Cookbook: Making an IRAC channel 1 mosaic using Galactic FLS Legacy Observations

Here we use AOR 4958976, one of several which together comprise the galactic First Look Survey (FLS). AOR 4958976 contains data taken in IRAC's high dynamic range (HDR) mode. This means the even (odd) numbered images have exposure times of 0.4 (10.4) seconds i.e. nominal 0.6 (12) seconds. We illustrate how to make a ch1 [3.6 micron] 10.4s mosaic. See also this example of how to make the corresponding ch3 [5.8 micron] 10.4s mosaic.
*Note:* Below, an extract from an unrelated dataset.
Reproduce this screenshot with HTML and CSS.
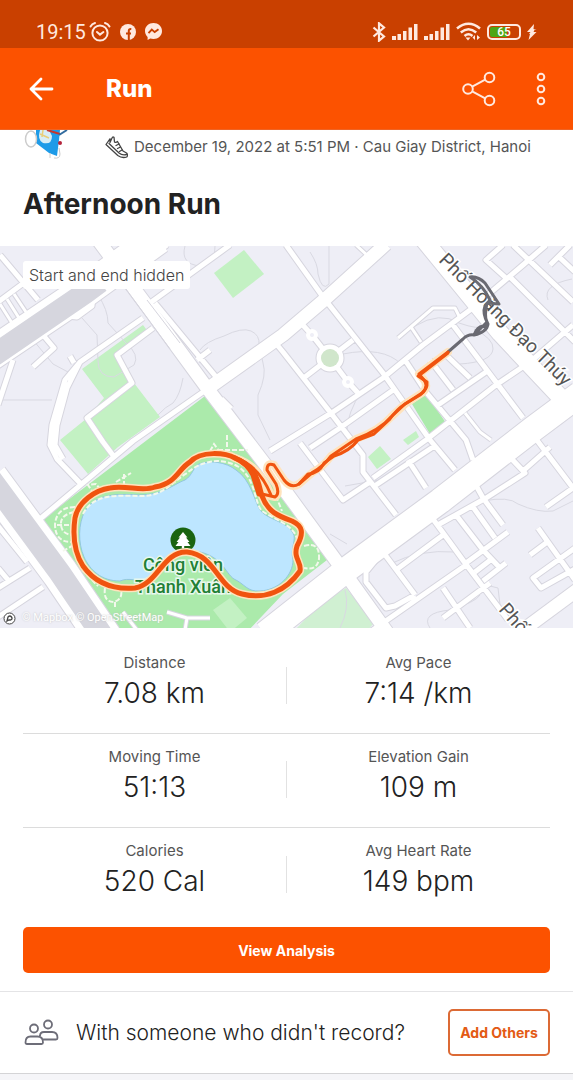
FILE: index.html
```html
<!DOCTYPE html>
<html lang="en">
<head>
  <meta charset="UTF-8" />
  <meta name="viewport" content="width=device-width, initial-scale=1.0"/>
  <title>Afternoon Run</title>
  <link rel="stylesheet" href="styles.css">
</head>
<body>
  <div class="status-bar">
    <div class="status-left">
      <span class="clock">19:15</span>
      <svg width="22" height="22" viewBox="0 0 22 22" fill="none" stroke="#ffe9df" stroke-width="2" stroke-linecap="round">
        <circle cx="11" cy="12" r="7.6"/>
        <path d="M8 11l3 2.6 3.4-2.6M1.5 5.5Q3 2.8 6 2M20.5 5.5Q19 2.8 16 2"/>
      </svg>
      <svg class="app-icon" width="16" height="16" viewBox="0 0 16 16">
        <circle cx="8" cy="8" r="8" fill="#ffe9df"/>
        <path d="M8.800 16V9.500M6 9.500h5M8.800 9V6.800Q8.800 4.800 11.300 5" fill="none" stroke="#c94000" stroke-width="2"/>
      </svg>
      <svg class="app-icon" width="17" height="17" viewBox="0 0 17 17">
        <path d="M8.500 0C3.700 0 0 3.500 0 8c0 2.500 1 4.500 2.600 5.900V17l2.600-1.500c1 .3 2.100.5 3.300.5 4.800 0 8.500-3.500 8.500-8S13.300 0 8.500 0z" fill="#ffe9df"/>
        <path d="M3.500 10.200L6.800 6.600l2.900 2.500 3.800-2.800" fill="none" stroke="#c94000" stroke-width="1.900"/>
      </svg>
    </div>
    <div class="status-right">
      <svg width="14" height="20" viewBox="0 0 14 20" fill="none" stroke="#ffe9df" stroke-width="2.200"><path d="M1.500 5.500l10.500 9-5 4.200V1.300l5 4.200-10.500 9"/></svg>
      <svg width="26" height="17" viewBox="0 0 26 17" fill="#ffe9df"><path d="M0 13h4v4H0zM5.500 11h3.500v6H5.500zM11 8h3.500v9H11zM16.500 4.500H20V17h-3.500zM22 1h3.500v16H22z"/></svg>
      <svg width="26" height="17" viewBox="0 0 26 17" fill="#ffe9df"><path d="M0 13h4v4H0zM5.500 11h3.500v6H5.500zM11 8h3.500v9H11zM16.500 4.500H20V17h-3.500zM22 1h3.500v16H22z"/></svg>
      <svg width="25" height="19" viewBox="0 0 25 19">
        <path d="M1 6.500Q12.500-3 24 6.500M4.800 10.500Q12.500 4 20.200 10.500M8.500 14Q12.500 10.500 16.500 14" fill="none" stroke="#ffe9df" stroke-width="2.500"/>
        <path d="M9.500 15.500h5L12 18.500zM19 13v5l-2.500-2.500zM21 13l3 2.500-3 2.500z" fill="#ffe9df"/>
      </svg>
      <div class="battery"><span>65</span></div>
      <svg width="10" height="16" viewBox="0 0 10 16" fill="#ffe9df"><path d="M7 0L0 8h3.500L2 10H0h3L1.500 16 9.500 8H6.500l1-2h2L6.500 5z"/></svg>
    </div>
  </div>

  <header>
    <button class="icon-btn" aria-label="Back">
      <svg width="26" height="24" viewBox="0 0 26 24" fill="none" stroke="#fff" stroke-width="2.800" stroke-linecap="round" stroke-linejoin="round"><path d="M24 12H3M13 2L3 12l10 10"/></svg>
    </button>
    <h1>Run</h1>
    <button class="icon-btn" aria-label="Share">
      <svg width="34" height="36" viewBox="0 0 34 36" fill="none" stroke="#ffe9df" stroke-width="2"><circle cx="6" cy="18" r="4.800"/><circle cx="27.500" cy="6.500" r="4.800"/><circle cx="27.500" cy="29.500" r="4.800"/><path d="M10.200 15.700l13-7M10.200 20.300l13 7"/></svg>
    </button>
    <button class="icon-btn" aria-label="More options">
      <svg width="10" height="34" viewBox="0 0 10 34" fill="none" stroke="#ffe9df" stroke-width="2"><circle cx="5" cy="5" r="3.300"/><circle cx="5" cy="17" r="3.300"/><circle cx="5" cy="29" r="3.300"/></svg>
    </button>
  </header>

  <main>
    <section class="summary">
      <div class="meta">
        <svg class="avatar" width="46" height="30" viewBox="0 0 46 30">
          <path d="M13 0h24l-1 10-2 16-8-3-13-10z" fill="#1e9be8"/>
          <path d="M17 0q-3 10 3 13 9 2 9-7l-3-6z" fill="#d8edf5"/>
          <path d="M24 0l13 4" stroke="#c8372d" stroke-width="2"/>
          <path d="M44 0l-8 5" stroke="#316b9e" stroke-width="2"/>
          <path d="M17 4l9 4M20 0l-1 7" stroke="#e9ce77" stroke-width="1.500"/>
          <circle cx="37" cy="13" r="2" fill="#b4233b"/>
          <ellipse cx="8" cy="9" rx="5.500" ry="8" fill="#fff" stroke="#ccc" stroke-width="1.500"/>
          <path d="M27 23v5M31 28q6 1 6-4l-1-6" fill="none" stroke="#ccc"/>
        </svg>
        <svg class="shoe" width="23" height="23" viewBox="0 0 23 23" fill="none" stroke="#444" stroke-width="1.300" stroke-linejoin="round" stroke-linecap="round">
          <path d="M1 8.500L5 2.800V6.500L7 2Q7.500.5 9 1.300L9.500 6Q11 7 12.500 5.500L18 15l3.500 2q1.800 1.800.3 4-5 1.500-9-1.500z"/>
          <path d="M4 7.500l10 9.500q3 2.500 7.500 1.500M14 8l-3 1.500M15.500 11l-3 1.500M17 14l-2.500 1.500"/>
        </svg>
        <p>December 19, 2022 at 5:51 PM · Cau Giay District, Hanoi</p>
      </div>
      <h2>Afternoon Run</h2>
    </section>

    <section class="map">
      <svg class="map-canvas" viewBox="0 246 573 382" preserveAspectRatio="xMidYMid slice" role="img" aria-label="Route map">
        <defs>
          <path id="road-wide" d="M265 634L350 567 440 501 533 429 580 394"/>
          <path id="road-main" d="M98 240L150 310 207 388 283 488 337 562 387 632M203 392L283 335 323 301 386 244"/>
          <path id="road-named" d="M424 240L500 333 562 399"/>
          <path id="road-left" d="M-10 355L85 291 158 238"/>
          <path id="road-highway" d="M-10 478L60 573 104 638"/>
          <path id="road-small" d="M286 245L323 297 383 373 430 440 455 470M273 340L283 352 330 412 350 438 363 455V472L396 515M300 443L343 500 370 482
            M270 451L333 412 383 378 423 345 470 310 523 265 546 245M396 388L340 428 310 448M300 322L312 335 330 358 348 382 358 393M353 340L305 377
            M405 360L426 392 466 440 473 460M430 360L453 390M453 325L523 418M446 355L470 378M438 405L486 372M373 478L426 440 496 385 530 362 573 325
            M510 277L575 342M506 278L486 260 503 245M513 245L573 302M550 265L570 245M558 256L575 272
            M408 460L426 488M376 485L436 445M473 480L483 498 503 525M483 500L525 473 508 455M533 435L573 488 546 507M523 471L550 447
            M430 515L441 530 465 563 508 620M436 526L486 498M456 515L483 550 500 568M473 507L495 538M466 563L508 532M483 581L506 563M475 572L493 558
            M396 570L443 535M383 552L415 595M380 555L366 572V582L386 608 395 606 415 595M370 632L466 565M443 618L490 583M443 588L470 628
            M530 555L546 543M538 528L575 580M575 548L533 578 541 588 575 569
            M0 255L38 300M-2 302L25 282M66 316L77 317 92 306 93 295M43 335L54 348 33 367M153 328L117 355 132 383 87 418 103 442 115 458M70 356L74 363
            M150 303L230 245M146 248L155 254 167 245M155 303L217 378M197 360L210 350M13 360L-2 405M-2 526L27 562M30 568L-2 588M43 587L-2 617M-2 568L9 581
            M40 519L133 441 203 392M143 318L80 362 65 380 52 425 50 445 57 459 80 483M80 362L67 388 57 425 55 445 63 459"/>
          <path id="road-tiny" d="M0 304L12 323M7 299L19 318M14 294L26 312M356 245L368 256M398 338L433 308H455L460 318M411 327L421 342M465 413L480 432 491 440M123 612L137 630M167 612L187 618H210M187 618L185 630M222 398L232 408"/>
          <path id="loop" d="M235 458C226 453 201 450 190 462C178 469 177 483 155 487C143 492 126 485 110 488C95 490 78 502 75 518C73 532 73 550 83 566C93 580 110 590 135 588C158 584 163 551 187 552C216 555 217 588 242 594C265 600 286 591 300 571C302 562 293 559 297 546C304 533 303 526 292 521C278 516 268 512 262 496C259 487 258 466 235 458"/>
          <path id="street-run" d="M235 458C252 463 264 478 271 495M262 494L275 497Q280 494 276 484L267 470Q267 462 274 465L284 480Q291 489 299 484L313 472Q323 467 331 456L356 439Q380 430 391 417L405 404 422 393Q429 387 424 380L419 374 448 352"/>
        </defs>

        <rect class="land" x="-200" y="46" width="973" height="782"/>

        <g class="park-light">
          <path d="M214 273L244 250 264 274 233 298z"/>
          <path d="M82 369L143 325 149 333 117 357 131 382 134 383 160 417 118 447 88 474 60 440 86 419 104 398z"/>
          <path d="M368 457L380 446 391 459 377 469zM403 440L416 431 419 437 408 445z"/>
          <path d="M293 632L320 604 346 588 374 623 366 632z" opacity=".7"/>
        </g>
        <path class="park" d="M412 404L426 394 446 423 430 434z"/>
        <path class="park" d="M43 519L205 396 283 500 327 560 283 594 247 632H120z"/>
        <path class="park-light" d="M213 610L230 598 247 618 230 632z"/>

        <path class="contour" d="M98 295q10 15 10 28l18 20q14 12 8 22l-20 12q-16 0-16-16l-1-26-15-17M33 340l20 24 15 8M0 400h52M183 378q-3 17-10 25-8 4-15 12M200 350q5-8 24-14 18-9 27-5 9 4 8 14l4 18q4 12-5 32v20l12 25M185 246q-5 18 15 20 16-1 15-20M310 252q8 12 8 22 4 18 11 10V246M343 354q40-8 58 10l-20 15M362 390q-15 24-15 40M415 326q25-15 44-3 20 7 25 3M460 364q32-2 33-15 1-10-19-20M548 300q-6-15 24-21M345 486l40-7M440 520q30-15 43-19 26-5 35 3 20 9 35 7l20-10M390 564q30-15 65-12M430 628q-10-15 20-18 26-8 30-15M490 586l8 2 3 25M345 590q5 18-5 38M330 534l17 10"/>

        <use href="#road-tiny" class="casing w-tiny"/>
        <use href="#road-small" class="casing w-small"/>
        <use href="#road-main" class="casing w-main"/>
        <use href="#road-named" class="casing w-named"/>
        <use href="#road-wide" class="casing w-wide"/>
        <use href="#road-left" class="casing w-left"/>
        <use href="#road-highway" class="casing w-highway"/>
        <path class="casing w-main" d="M515 636L580 588"/>
        <circle class="casing w-small" cx="330" cy="358" r="11"/>
        <use href="#road-tiny" class="road w-tiny"/>
        <use href="#road-small" class="road w-small"/>
        <use href="#road-main" class="road w-main"/>
        <use href="#road-named" class="road w-named"/>
        <use href="#road-wide" class="road w-wide"/>
        <use href="#road-left" class="road w-left"/>
        <use href="#road-highway" class="road w-highway"/>
        <path class="road w-main" d="M515 636L580 588"/>
        <path class="median" d="M-10 358L85 293 100 282"/>
        <path class="median" d="M-10 478L60 573 104 638"/>
        <path class="lane" d="M123 285L170 349M147 300L180 343"/>
        <circle cx="330" cy="358" r="11" class="road w-small"/>
        <circle cx="330" cy="358" r="9" fill="#d0e6cb"/>
        <g class="node"><circle cx="312" cy="335" r="4"/><circle cx="348" cy="382" r="4"/></g>

        <path class="lake" d="M199 464C210 460 226 462 236 470C251 480 254 500 260 510C266 519 288 522 293 533C297 539 290 548 293 560C293 575 279 590 260 591C247 592 245 584 234 579C225 573 222 555 195 551C169 547 160 571 149 580C137 582 129 577 120 581C101 581 90 570 84 557C78 543 78 524 85 511C94 496 111 493 139 495C163 495 172 485 185 480C193 475 193 467 199 464z"/>
        <g class="trail">
          <path d="M83 514C94 492 120 496 143 496C165 495 172 482 187 473C205 458 224 459 237 466C256 477 254 503 262 511C272 518 296 526 297 540"/>
          <path d="M75 507q-18 0-20 17 0 18 16 18M74 512q-14 3-13 13 1 10 13 10M57 525h16M63 551l14-8M94 494l-6-9 8-1 4 5M116 482l15-9M124 474v13M227 435v17M210 451l4-7 5 7M218 450h30M105 588q-2 14 9 14 9-3 7-12M115 602v7M276 496l6 15M304 546q16-5 15 13-2 12-15 9M82 570l16 16"/>
        </g>

        <g class="street-label">
          <text transform="translate(438 261) rotate(45)">Phố Hoàng Đạo Thúy</text>
          <text transform="translate(498 610) rotate(49)">Phố</text>
        </g>

        <circle cx="183" cy="540" r="12.500" fill="#1a6410"/>
        <path d="M183 532l4.500 5.500H186l3.500 4.500h-2l3 4h-6.300v2.500h-2.400V546h-6.300l3-4h-2l3.500-4.500h-1.500z" fill="#fff"/>
        <g class="park-label">
          <text x="183" y="571">Công viên</text>
          <text x="183" y="593">Thanh Xuân</text>
        </g>

        <g class="route">
          <use href="#loop" class="halo"/>
          <use href="#street-run" class="halo"/>
          <path class="gps hidden-part" d="M448 352L463 339Q468 334 474 335 487 332 488 324 482 313 485 306L490 300Q483 285 470 277 478 276 485 283L499 304 487 303Q484 317 487 322L475 334M474 335Q478 324 487 327"/>
          <use href="#loop" class="gps"/>
          <path class="gps" d="M235 458Q248 464 253 475L259 494"/>
          <use href="#street-run" class="gps thin"/>
          <path class="gps thin" d="M299 484L308 474Q319 474 324 463L334 456Q350 451 358 440L374 434 389 420Q397 409 405 404L420 395Q428 389 427 382L418 376M421 374L448 353"/>
        </g>
      </svg>
      <span class="map-note">Start and end hidden</span>
      <span class="attribution">
        <svg width="13" height="13" viewBox="0 0 13 13"><circle cx="6.500" cy="6.500" r="5.500" fill="#fff" stroke="#444"/><path d="M4 9l1-4q2-2 3.500 0t-1 3H6z" fill="none" stroke="#444" stroke-width="1.300"/></svg>
        © Mapbox © OpenStreetMap
      </span>
    </section>

    <section class="stats">
      <div class="stat-row">
        <div class="stat"><span class="label">Distance</span><span class="value">7.08 km</span></div>
        <div class="stat"><span class="label">Avg Pace</span><span class="value">7:14 /km</span></div>
      </div>
      <div class="stat-row">
        <div class="stat"><span class="label">Moving Time</span><span class="value">51:13</span></div>
        <div class="stat"><span class="label">Elevation Gain</span><span class="value">109 m</span></div>
      </div>
      <div class="stat-row">
        <div class="stat"><span class="label">Calories</span><span class="value">520 Cal</span></div>
        <div class="stat"><span class="label">Avg Heart Rate</span><span class="value">149 bpm</span></div>
      </div>
      <button class="analysis-btn">View Analysis</button>
    </section>

    <section class="others">
      <svg width="35" height="27" viewBox="0 0 35 27" fill="none" stroke="#6d6d78" stroke-width="1.800" stroke-linejoin="round">
        <circle cx="10" cy="9.500" r="4"/><circle cx="24" cy="5.500" r="4"/>
        <path d="M1.500 23.500q0-6 5-6h7q5.500 0 5.500 6 0 1.500-1.500 1.500H3q-1.500 0-1.500-1.500zM16 17q0-4 4-4h8q5.500 0 5.500 6 0 1.500-1.500 1.500H18.500"/>
      </svg>
      <p>With someone who didn't record?</p>
      <button class="add-btn">Add Others</button>
    </section>
  </main>
</body>
</html>
```
FILE: styles.css
```css
* {
  margin: 0;
  padding: 0;
  box-sizing: border-box;
}
body {
  background: #f5f5f8;
  color: #222;
  font-family: Inter, "Open Sans", sans-serif;
}
button {
  font-family: inherit;
  cursor: pointer;
}
svg {
  flex: none;
}
.status-bar {
  background: #c94000;
  color: #ffe9df;
  height: 48px;
  padding: 15px 36px 0;
  display: flex;
  justify-content: space-between;
}
.status-left,
.status-right {
  display: flex;
  align-items: center;
  height: 33px;
}
.status-left {
  gap: 3px;
}
.status-right {
  gap: 6px;
}
.clock {
  font: 20px Roboto, sans-serif;
}
.app-icon {
  margin-left: 6px;
}
.battery {
  width: 34px;
  height: 16px;
  border: 2px solid #ffe9df;
  border-radius: 5px;
  background: linear-gradient(90deg, #4ba614 62%, transparent 62%) content-box;
  padding: 1px;
  color: white;
  font: 500 12px/10px Roboto, sans-serif;
  text-align: center;
}
header {
  background: #fc5200;
  color: white;
  height: 82px;
  padding: 0 27px 0 28px;
  display: flex;
  align-items: center;
  border-bottom: 1px solid #ee6425;
}
.icon-btn {
  background: none;
  border: none;
  display: flex;
}
header h1 {
  flex: 1;
  margin-left: 52px;
  font-size: 24px;
  font-weight: 800;
}
header .icon-btn + .icon-btn {
  margin-left: 40px;
}
main {
  background: white;
}
.summary {
  height: 116px;
  padding: 0 23px;
}
.meta {
  display: flex;
  align-items: flex-start;
  height: 50px;
}
.shoe {
  margin: 6px 6px 0 36px;
}
.meta p {
  padding-top: 7px;
  font-size: 15px;
  line-height: 20px;
  color: #555;
  white-space: nowrap;
}
.summary h2 {
  font-size: 28px;
  line-height: 48px;
  font-weight: 700;
}
.map {
  position: relative;
  height: 382px;
  overflow: hidden;
}
.map-canvas {
  display: block;
  width: 100%;
  height: 100%;
}
.land {
  fill: #eeeef6;
}
.park {
  fill: #abeaab;
}
.park-light {
  fill: #c3f1c3;
}
.lake {
  fill: #bde6ff;
  stroke: #93c7df;
}
.contour {
  fill: none;
  stroke: #d9d9e2;
}
.casing,
.road {
  fill: none;
  stroke: white;
  stroke-linejoin: round;
}
.casing {
  stroke: #d6d5de;
}
.road.w-tiny { stroke-width: 3; }
.casing.w-tiny { stroke-width: 5; }
.road.w-small { stroke-width: 5; }
.casing.w-small { stroke-width: 7; }
.road.w-main { stroke-width: 13; }
.casing.w-main { stroke-width: 15; }
.road.w-named { stroke-width: 17; }
.casing.w-named { stroke-width: 19; }
.road.w-wide { stroke-width: 25; }
.casing.w-wide { stroke-width: 27; }
.road.w-left { stroke-width: 32; }
.casing.w-left { stroke-width: 34; }
.road.w-highway { stroke-width: 36; }
.casing.w-highway { stroke-width: 38; }
.median {
  fill: none;
  stroke: #d6d6de;
  stroke-width: 22;
}
.lane {
  fill: none;
  stroke: #d6d5de;
}
.node circle {
  fill: #eeeef6;
  stroke: white;
  stroke-width: 4;
}
.trail {
  fill: none;
  stroke: #f3f8ec;
  stroke-width: 2;
  stroke-dasharray: 5 2;
}
.street-label {
  font: 19px Roboto, "Noto Sans", sans-serif;
  fill: #555;
  stroke: white;
  stroke-width: 3;
  paint-order: stroke;
}
.park-label {
  font: 500 18px Roboto, "Noto Sans", sans-serif;
  fill: #218035;
  stroke: #e8f8ee;
  stroke-width: 3;
  paint-order: stroke;
  text-anchor: middle;
}
.route {
  fill: none;
  stroke-linecap: round;
  stroke-linejoin: round;
}
.halo {
  stroke: #ffe3bd;
  stroke-width: 8;
}
.gps {
  stroke: #f0540f;
  stroke-width: 5;
}
.gps.thin {
  stroke-width: 3;
}
.gps.hidden-part {
  stroke: #6a6a72;
  stroke-width: 3;
}
.map-note {
  position: absolute;
  left: 23px;
  top: 15px;
  padding: 0 6px;
  background: white;
  border-radius: 3px;
  color: #444;
  font-size: 16px;
  font-weight: 300;
  line-height: 28px;
}
.attribution {
  position: absolute;
  left: 3px;
  bottom: 3px;
  display: flex;
  align-items: center;
  gap: 6px;
  color: white;
  font: 11px/14px Roboto, sans-serif;
  text-shadow: 0 0 2px #bbb;
}
.stats {
  padding: 12px 23px 18px;
  border-bottom: 1px solid #e4e4e6;
}
.stat-row {
  display: flex;
  align-items: center;
  height: 94px;
  padding-bottom: 8px;
  border-bottom: 1px solid #dcdcdc;
}
.stat-row:nth-child(3) {
  border-bottom: none;
}
.stat {
  flex: 1;
  display: flex;
  flex-direction: column;
  align-items: center;
}
.stat-row::before {
  content: "";
  order: 1;
  width: 1px;
  height: 37px;
  margin-top: 6px;
  background: #e2e2e2;
}
.stat + .stat {
  order: 2;
}
.stat .label {
  font-size: 15px;
  line-height: 20px;
  color: #555;
}
.stat .value {
  font-size: 28px;
  line-height: 40px;
  font-weight: 300;
}
.analysis-btn {
  width: 100%;
  height: 46px;
  margin-top: 5px;
  display: block;
  background: #fc5200;
  color: white;
  border: none;
  border-radius: 5px;
  font-size: 14px;
  font-weight: 700;
}
.others {
  display: flex;
  align-items: center;
  height: 82px;
  padding: 0 23px 0 24px;
  border-bottom: 1px solid #d4d4d6;
}
.others p {
  flex: 1;
  margin-left: 17px;
  font-size: 21px;
  font-weight: 300;
  white-space: nowrap;
}
.add-btn {
  width: 102px;
  height: 47px;
  background: white;
  color: #e35a14;
  border: 2px solid #dc6a35;
  border-radius: 5px;
  font-size: 14px;
  font-weight: 700;
  white-space: nowrap;
}
```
The examples are very similar but the overlap correction (a constant offset to compensate for the varying bias level) is more dramatic for ch3.

Requirements:

You must have both LEOPARD and MOPEX installed in order to follow along with this cookbook.

LEOPARD can be downloaded here.

MOPEX can be downloaded here

You will need to use these namelists:

• mosaic_10.4_fif.nl
• overlap_10.4_ch1.nl
• mosaic_10.4_ch1.nl

A namelist file contains a list of modules and parameters expected by MOPEX. The modules may be set either to 0 or to 1. If set to 0, they are ignored and no operation is performed.

Outline:

1. Download the example data set
2. Have a quick look at the data
3. Set up lists of filenames and namelist files in preparation to remosaic data
4. Remosaic data

I. Download the example data set:

Download AOR 4958976 using the AORID option under "File" from the LEOPARD main menu.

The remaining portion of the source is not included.